The current study investigates associations between parents’ perceived coronavirus disease 2019 (COVID-19) psychological impacts and experiences of parental burnout, children’s behaviors, and income.
Data were collected during an online survey of parents’ (N = 1000) pandemic experiences in April 2020. Parents (M = 36.5 years old, SD = 6.0; 82.1% White) with at least one child 12 years or younger reported on measures of mental health, perceived COVID-19 impacts, parental burnout, and perceived increases in children’s stress and positive behaviors.
Path model analyses revealed that parents who perceived increased psychological impacts from COVID-19 reported higher levels of parental burnout, greater increases in children’s stress behaviors, and less positive behavior in children. Additionally, there were significant indirect effects of parental burnout on the link between COVID-19 psychological impacts and children’s behaviors. Finally, family income moderated associations between psychological impacts and children’s stress behaviors, such that the association was stronger for families with lower income.

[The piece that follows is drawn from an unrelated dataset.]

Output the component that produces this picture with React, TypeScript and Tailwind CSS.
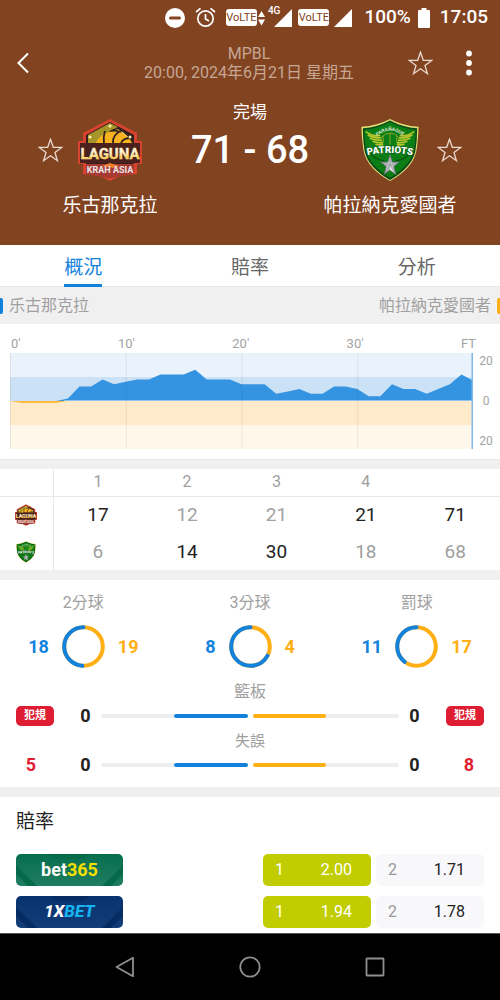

These results suggest parents’ perceptions of how the COVID-19 pandemic has impacted their mental health has implications for parent and child well-being, with stronger associations for low-income families. Given the potential for spillover effects between parents and children, promoting family well-being through practice and policy initiatives is crucial, including providing financial and caregiving relief for parents, and mental and behavioral health support for families.